Después de una ausencia involuntaria, esta columna retoma sus bríos y se siente obligada a tratar el tema de la muerte del Cardenal Posadas, no solamente porque su asesinato ha consternado a la opinión pública, sino porque es uno de los casos en que religión y política -tópicos preferidos del columnista- se ven mezclados de manera más estrecha.
En esta ocasión no hablaré de la verosimilitud de tal o cual explicación de los hechos. Ya Carlos Monsivais, el irreverente desmitificador de nuestras taras culturales, hablaba a propósito de la humildad a la que ha llegado la jerarquía de la iglesia católica, que ya no quiere la verdad (sería mucho pedir a organismos judiciales que se especializan en mentir), sino al menos una explicación CREIBLE, verosímil, racional. A cambio de su solicitud, la iglesia ha recibido solamente de las autoridades, fantasías prefabricadas o, como se dice vulgarmente, «cuentos chinos». Pero, como mencionamos arriba, no es el tema de hoy juzgar las versiones oficiales de los hechos.
Ahora quiero referirme a expresiones como las siguientes: «si hasta al Cardenal pueden matar… ¿quién va a estar seguro en las calles?», o también, «ahora que mataron al Cardenal, la policía antinarcóticos va a tenerse que poner a trabajar en serio». Ambas afirmaciones reflejan un menosprecio a tantas víctimas del narcotráfico (¡y también de la peculiar manera con que el ejército mejicano combate contra el narcotráfico!) que, por desgracia para ellos, no llegaron a ser Cardenales de la Iglesia Católica.

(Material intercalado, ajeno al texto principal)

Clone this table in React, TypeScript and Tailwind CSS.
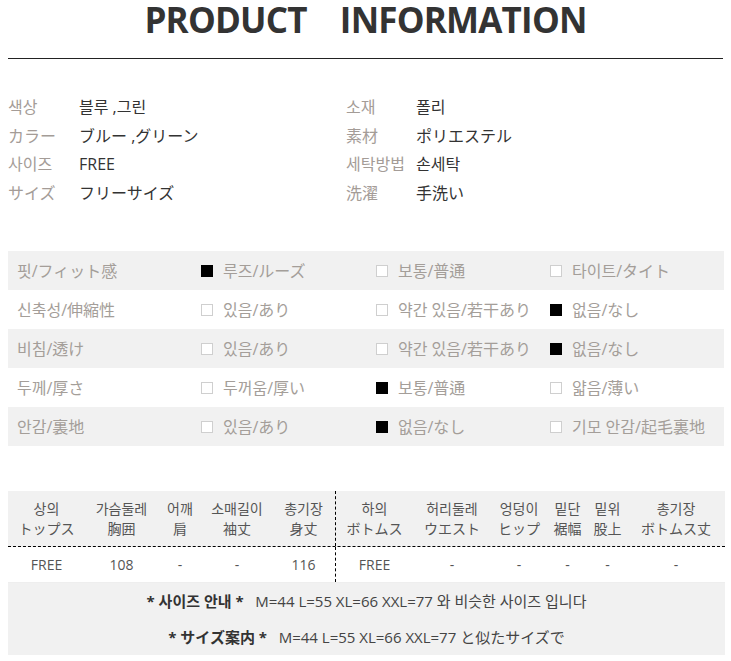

Eso me recuerda aquella anécdota acaecida en un taller sobre derechos humanos. La facilitadora daba una charla sobre la dignidad humana e insistía en la igualdad de todos los seres humanos. Un participante tomó la palabra y dijo: «Es cierto lo que Ud. dice: todos somos iguales. Pero también es cierto que hay algunos que son más iguales que otros…»
La lucha generosa de Norma Corona y su asesinato brutal todavía no esclarecido; la labor de tantos agentes de pastoral en Chiapas, Guerrero y Michoacán, que han recibido amenazas contra su vida por su destacada participación en las denuncias de abusos en la lucha contra el narcotráfico; las vidas segadas de tantos indígenas inocentes; la muerte del periodista Manuel Buendía, etc., parecen no contar en los anales de la lucha contra las drogas. La movilización policíaca puesta en marcha después del atentado contra el Cardenal, y las cuantiosas recompensas ofrecidas para localizar a gángsters que, hasta hace unas semanas caminaban libremente por las calles de Culiacán o de Tijuana (para mencionar solamente dos de las medidas recientemente adoptadas), solamente revelan la desesperación del gobierno salinista ante la pérdida de un prestigio nacional e internacional que le es más necesario que nunca, ahora que se está a las puertas del TLC y en vísperas del destape del candidato a sucesor presidencial.
Con el asesinato del Cardenal Posadas los poderosos se han puesto a temblar. Mientras los que morían eran Don Nadie y Juan sin Nombre, no había ningún problema. Como quien dice, todos somos iguales, pero el Cardenal es más igual que los otros.
No estoy en contra de la ola de indignación que se ha levantado por la muerte del jerarca eclesiástico; la comparto. Tampoco estoy en contra de las medidas adoptadas para encontrar a los culpables o para garantizar más seguridad para la población; me alegro por ellas. Solamente siento un poco de tristeza porque tuvo que morir un «pan grande» para que esto sucediera; siento pena porque la vida de los pequeños -esa que es tan preciada para el Dios bíblico que encuentra su orgullo en ser defensor de la vida de los pobres- todavía no cuenta nada en nuestros esquemas mentales y de organización social.
Para resumir: ¡qué bueno que la muerte del Cardenal Posadas haya gestado medidas efectivas de lucha contra el monstruo asesino del narcotráfico! ¡qué vergüenza que sólo la muerte de un Cardenal haya podido provocarlas y ponerlas en vigor!